Instructions to follow >> Below are some entries. Work out how many of their lines hold the word "React", and write that number alone.

Listed entries >>
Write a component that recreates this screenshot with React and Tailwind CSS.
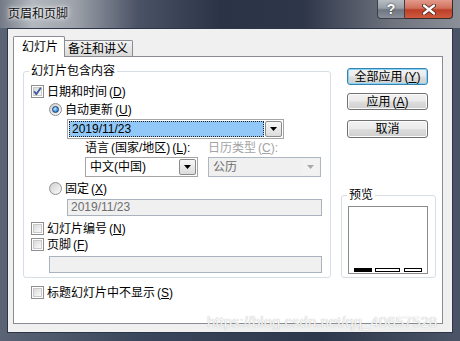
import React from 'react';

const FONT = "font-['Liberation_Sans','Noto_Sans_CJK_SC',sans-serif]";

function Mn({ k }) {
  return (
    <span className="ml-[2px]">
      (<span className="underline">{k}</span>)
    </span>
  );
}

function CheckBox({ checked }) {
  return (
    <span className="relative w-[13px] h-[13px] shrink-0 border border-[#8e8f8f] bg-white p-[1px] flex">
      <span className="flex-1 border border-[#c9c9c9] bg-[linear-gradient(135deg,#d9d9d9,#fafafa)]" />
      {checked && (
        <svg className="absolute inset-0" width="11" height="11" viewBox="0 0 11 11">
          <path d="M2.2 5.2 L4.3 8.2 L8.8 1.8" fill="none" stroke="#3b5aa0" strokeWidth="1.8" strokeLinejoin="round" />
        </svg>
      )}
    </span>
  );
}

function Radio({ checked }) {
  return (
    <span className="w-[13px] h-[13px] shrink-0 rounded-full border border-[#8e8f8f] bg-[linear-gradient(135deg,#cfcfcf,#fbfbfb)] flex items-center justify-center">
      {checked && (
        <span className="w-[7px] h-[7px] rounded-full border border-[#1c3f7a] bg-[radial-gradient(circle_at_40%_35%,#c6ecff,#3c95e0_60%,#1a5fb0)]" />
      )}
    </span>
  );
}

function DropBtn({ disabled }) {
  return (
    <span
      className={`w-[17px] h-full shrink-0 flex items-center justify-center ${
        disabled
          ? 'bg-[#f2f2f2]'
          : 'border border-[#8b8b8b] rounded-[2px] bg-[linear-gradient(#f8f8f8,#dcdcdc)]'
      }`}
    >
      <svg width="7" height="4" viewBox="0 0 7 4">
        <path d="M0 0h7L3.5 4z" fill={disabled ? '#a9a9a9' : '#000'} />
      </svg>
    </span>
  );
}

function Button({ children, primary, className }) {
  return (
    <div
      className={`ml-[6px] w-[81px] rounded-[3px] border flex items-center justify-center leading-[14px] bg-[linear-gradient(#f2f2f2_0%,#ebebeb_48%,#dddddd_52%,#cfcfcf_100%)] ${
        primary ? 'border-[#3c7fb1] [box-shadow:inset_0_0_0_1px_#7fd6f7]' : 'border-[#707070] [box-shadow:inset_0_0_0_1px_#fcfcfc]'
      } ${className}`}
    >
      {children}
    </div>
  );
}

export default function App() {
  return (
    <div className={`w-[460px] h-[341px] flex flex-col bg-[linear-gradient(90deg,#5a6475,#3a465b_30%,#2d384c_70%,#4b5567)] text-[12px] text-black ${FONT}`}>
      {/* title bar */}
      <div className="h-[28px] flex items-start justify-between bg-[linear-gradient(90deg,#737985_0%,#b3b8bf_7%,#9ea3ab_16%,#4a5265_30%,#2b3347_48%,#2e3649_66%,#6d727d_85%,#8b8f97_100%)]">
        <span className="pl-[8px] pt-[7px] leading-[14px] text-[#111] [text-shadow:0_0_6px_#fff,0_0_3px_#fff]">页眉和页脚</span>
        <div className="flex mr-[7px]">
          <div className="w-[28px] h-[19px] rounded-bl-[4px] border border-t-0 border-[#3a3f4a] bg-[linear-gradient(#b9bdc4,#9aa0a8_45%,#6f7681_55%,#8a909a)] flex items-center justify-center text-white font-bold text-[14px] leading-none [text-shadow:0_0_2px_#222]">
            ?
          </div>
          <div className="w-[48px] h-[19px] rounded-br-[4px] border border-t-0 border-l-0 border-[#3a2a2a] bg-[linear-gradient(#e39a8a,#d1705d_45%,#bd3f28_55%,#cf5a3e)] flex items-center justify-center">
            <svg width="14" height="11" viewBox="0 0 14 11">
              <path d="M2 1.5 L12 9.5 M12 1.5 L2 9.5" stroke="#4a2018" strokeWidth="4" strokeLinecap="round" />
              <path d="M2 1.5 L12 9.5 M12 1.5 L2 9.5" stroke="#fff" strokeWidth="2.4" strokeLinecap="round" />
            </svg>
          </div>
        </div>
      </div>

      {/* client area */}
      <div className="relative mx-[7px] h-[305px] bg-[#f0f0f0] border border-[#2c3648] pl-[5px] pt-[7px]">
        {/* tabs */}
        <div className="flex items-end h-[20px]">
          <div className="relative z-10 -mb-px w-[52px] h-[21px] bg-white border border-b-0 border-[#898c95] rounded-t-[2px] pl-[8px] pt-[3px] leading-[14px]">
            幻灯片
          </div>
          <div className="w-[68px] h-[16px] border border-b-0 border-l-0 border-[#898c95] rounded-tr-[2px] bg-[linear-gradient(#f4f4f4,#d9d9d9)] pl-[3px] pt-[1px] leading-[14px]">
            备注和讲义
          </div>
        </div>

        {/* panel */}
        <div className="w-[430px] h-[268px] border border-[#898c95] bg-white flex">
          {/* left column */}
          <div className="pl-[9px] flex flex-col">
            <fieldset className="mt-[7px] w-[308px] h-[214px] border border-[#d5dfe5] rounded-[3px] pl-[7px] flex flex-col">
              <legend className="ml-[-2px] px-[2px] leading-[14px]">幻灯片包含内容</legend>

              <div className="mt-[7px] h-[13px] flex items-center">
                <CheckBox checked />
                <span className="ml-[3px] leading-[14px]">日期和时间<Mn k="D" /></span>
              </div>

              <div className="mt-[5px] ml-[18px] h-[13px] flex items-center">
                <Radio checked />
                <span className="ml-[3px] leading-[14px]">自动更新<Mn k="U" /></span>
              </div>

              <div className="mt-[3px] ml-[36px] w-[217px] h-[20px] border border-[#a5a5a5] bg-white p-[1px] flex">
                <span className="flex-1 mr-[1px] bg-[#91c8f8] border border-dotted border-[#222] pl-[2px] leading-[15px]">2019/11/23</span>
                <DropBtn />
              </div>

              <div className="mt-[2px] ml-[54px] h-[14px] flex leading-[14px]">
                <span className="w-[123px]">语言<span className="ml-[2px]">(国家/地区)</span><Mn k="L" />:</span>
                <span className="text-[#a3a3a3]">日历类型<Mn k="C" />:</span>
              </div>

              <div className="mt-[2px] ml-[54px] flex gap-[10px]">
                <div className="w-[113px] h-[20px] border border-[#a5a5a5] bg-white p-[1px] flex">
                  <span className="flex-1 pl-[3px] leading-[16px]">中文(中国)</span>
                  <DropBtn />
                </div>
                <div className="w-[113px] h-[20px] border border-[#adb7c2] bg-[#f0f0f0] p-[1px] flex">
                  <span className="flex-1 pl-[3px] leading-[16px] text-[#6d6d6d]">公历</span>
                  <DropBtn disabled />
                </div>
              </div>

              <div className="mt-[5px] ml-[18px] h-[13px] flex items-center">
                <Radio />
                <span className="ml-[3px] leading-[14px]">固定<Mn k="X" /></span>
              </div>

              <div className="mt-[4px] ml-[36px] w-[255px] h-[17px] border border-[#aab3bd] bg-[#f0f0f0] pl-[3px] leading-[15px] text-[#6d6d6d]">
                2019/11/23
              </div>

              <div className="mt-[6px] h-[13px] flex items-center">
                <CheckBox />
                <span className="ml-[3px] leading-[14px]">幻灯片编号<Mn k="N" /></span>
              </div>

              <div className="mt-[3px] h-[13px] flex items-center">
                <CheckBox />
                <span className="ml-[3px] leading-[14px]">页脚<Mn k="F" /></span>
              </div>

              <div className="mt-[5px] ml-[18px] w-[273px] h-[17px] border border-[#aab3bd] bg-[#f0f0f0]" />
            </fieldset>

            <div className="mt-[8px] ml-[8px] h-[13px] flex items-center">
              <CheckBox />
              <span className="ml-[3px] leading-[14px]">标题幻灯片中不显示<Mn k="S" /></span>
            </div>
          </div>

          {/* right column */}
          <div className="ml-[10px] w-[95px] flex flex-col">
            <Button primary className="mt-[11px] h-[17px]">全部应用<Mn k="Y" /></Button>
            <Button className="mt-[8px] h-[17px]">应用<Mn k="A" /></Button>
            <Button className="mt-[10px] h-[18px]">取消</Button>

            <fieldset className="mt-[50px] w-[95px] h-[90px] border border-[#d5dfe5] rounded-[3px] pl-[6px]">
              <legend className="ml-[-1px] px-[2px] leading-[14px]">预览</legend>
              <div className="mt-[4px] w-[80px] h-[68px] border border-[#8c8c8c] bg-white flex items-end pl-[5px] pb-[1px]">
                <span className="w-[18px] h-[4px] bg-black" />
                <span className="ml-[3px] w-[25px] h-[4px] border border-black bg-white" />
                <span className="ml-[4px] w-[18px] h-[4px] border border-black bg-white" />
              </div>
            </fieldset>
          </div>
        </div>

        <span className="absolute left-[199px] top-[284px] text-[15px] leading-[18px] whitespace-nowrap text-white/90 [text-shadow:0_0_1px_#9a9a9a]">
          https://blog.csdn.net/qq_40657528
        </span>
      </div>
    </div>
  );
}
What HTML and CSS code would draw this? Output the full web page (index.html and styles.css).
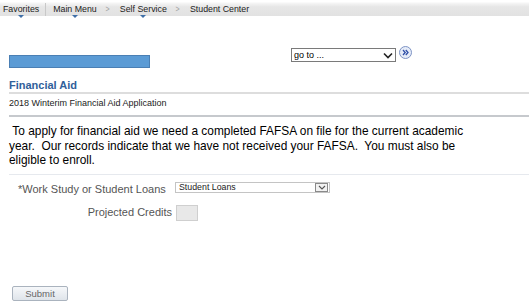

Problem solution >> 2